-- Exercise details --
Starting at the top of the entries below, write out each line up to and including the one containing "import React from". Leave the pictures out.

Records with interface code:
++++++++

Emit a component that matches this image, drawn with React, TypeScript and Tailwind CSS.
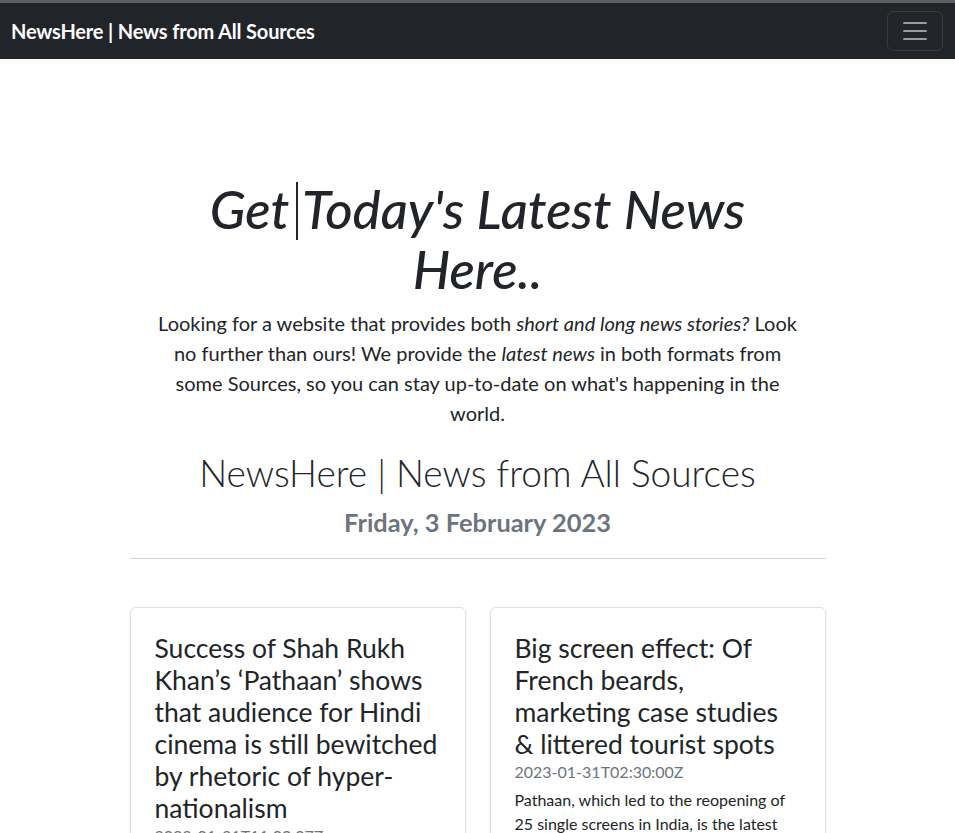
import React from "react";

export default function App() {
  return (
    <div className="min-h-[833px] bg-white text-[#212529]" style={{ fontFamily: "Lato, 'Noto Sans', sans-serif" }}>
      <div className="h-[3px] bg-[#5e5e5e]" />
      <nav className="bg-[#212529] h-[56px] flex items-center justify-between pl-[11px] pr-3">
        <span className="text-white font-bold text-[20px] tracking-[-0.17px]">NewsHere | News from All Sources</span>
        <button className="w-[56px] h-[40px] border border-white/10 rounded-[6px] flex items-center justify-center">
          <svg width="30" height="30" viewBox="0 0 30 30">
            <path d="M4 7h22M4 15h22M4 23h22" stroke="rgba(255,255,255,0.55)" strokeWidth="2" strokeLinecap="round" />
          </svg>
        </button>
      </nav>

      <section className="flex flex-col items-center text-center pt-[121px]">
        <h1 className="italic font-medium text-[52.8px] leading-[57px] max-w-[600px] mb-[11px]">
          Get<span className="inline-block w-[1.5px] h-[58px] bg-[#212529] ml-[7px] mr-[4px] align-[-11px]" />Today's Latest News Here..
        </h1>
        <p className="text-[20px] leading-[30px] font-normal max-w-[650px]">
          Looking for a website that provides both <em>short and long news stories?</em> Look no further than ours! We provide the <em>latest news</em> in both formats from some Sources, so you can stay up-to-date on what's happening in the world.
        </p>
      </section>

      <div className="w-[696px] mx-auto">
        <h2 className="text-center text-[37px] leading-[1.2] font-light mt-[23px]">NewsHere | News from All Sources</h2>
        <h3 className="text-center text-[25.4px] leading-[1.2] font-bold text-[#6c757d] mt-[12px]">Friday, 3 February 2023</h3>
        <hr className="mt-[20px] border-t border-[#d3d4d5]" />

        <div className="grid grid-cols-2 gap-6 mt-[48px] items-start">
          <div className="border border-black/[0.12] rounded-[6px] shadow-sm p-6">
            <h4 className="text-[26.5px] leading-[32px]">Success of Shah Rukh Khan’s ‘Pathaan’ shows that audience for Hindi cinema is still bewitched by rhetoric of hyper-nationalism</h4>
            <div className="text-[#6c757d] text-[16px] leading-[24px]">2023-01-31T11:00:07Z</div>
            <p className="text-[16px] leading-[24px] mt-[4px]">Shah Rukh Khan’s film has broken box office records around the country and abroad, bringing audiences back to the theatres.</p>
          </div>
          <div className="border border-black/[0.12] rounded-[6px] shadow-sm p-6">
            <h4 className="text-[26.5px] leading-[32px]">Big screen effect: Of French beards, marketing case studies &amp; littered tourist spots</h4>
            <div className="text-[#6c757d] text-[16px] leading-[24px]">2023-01-31T02:30:00Z</div>
            <p className="text-[16px] leading-[24px] mt-[4px]">Pathaan, which led to the reopening of 25 single screens in India, is the latest example of how movies influence our lives.</p>
          </div>
        </div>
      </div>
    </div>
  );
}
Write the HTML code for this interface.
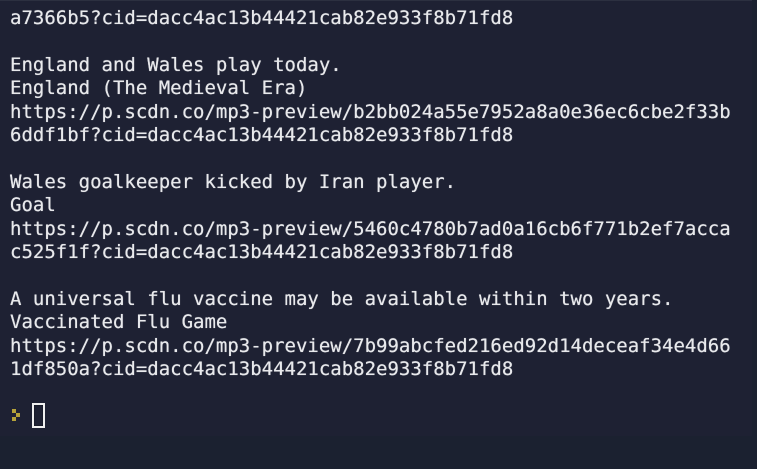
<!DOCTYPE html>
<html><head><style>
html,body{margin:0;padding:0;width:757px;height:469px;overflow:hidden;background:#1b2130;}
.term{position:absolute;left:0;top:0;width:752px;height:435px;background:#1e2133;border-top:1px solid #2c3040;}
pre{position:absolute;left:10px;top:7px;margin:0;font-family:"DejaVu Sans Mono","Liberation Mono",monospace;font-size:19px;line-height:23.4px;color:#e8e9ec;text-shadow:0 0 0.6px #e8e9ec;}
.p{position:absolute;left:12px;top:409px;width:8px;height:12px;}
.cur{position:absolute;left:32px;top:403px;width:13px;height:25px;border:2px solid #f0f0f0;box-sizing:border-box;box-shadow:0 0 1px #000 inset;}
</style></head><body>
<div class="term"></div>
<pre>a7366b5?cid=dacc4ac13b44421cab82e933f8b71fd8

England and Wales play today.
England (The Medieval Era)
https://p.scdn.co/mp3-preview/b2bb024a55e7952a8a0e36ec6cbe2f33b
6ddf1bf?cid=dacc4ac13b44421cab82e933f8b71fd8

Wales goalkeeper kicked by Iran player.
Goal
https://p.scdn.co/mp3-preview/5460c4780b7ad0a16cb6f771b2ef7acca
c525f1f?cid=dacc4ac13b44421cab82e933f8b71fd8

A universal flu vaccine may be available within two years.
Vaccinated Flu Game
https://p.scdn.co/mp3-preview/7b99abcfed216ed92d14deceaf34e4d66
1df850a?cid=dacc4ac13b44421cab82e933f8b71fd8
</pre>
<svg class="p" viewBox="0 0 8 12"><rect x="0" y="0" width="4" height="4" fill="#b5a23a"/><rect x="4" y="4" width="4" height="4" fill="#b5a23a"/><rect x="0" y="8" width="4" height="4" fill="#b5a23a"/></svg>
<div class="cur"></div>
</body></html>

++++++++

-- Result --
Emit a component that matches this image, drawn with React, TypeScript and Tailwind CSS.
import React from "react";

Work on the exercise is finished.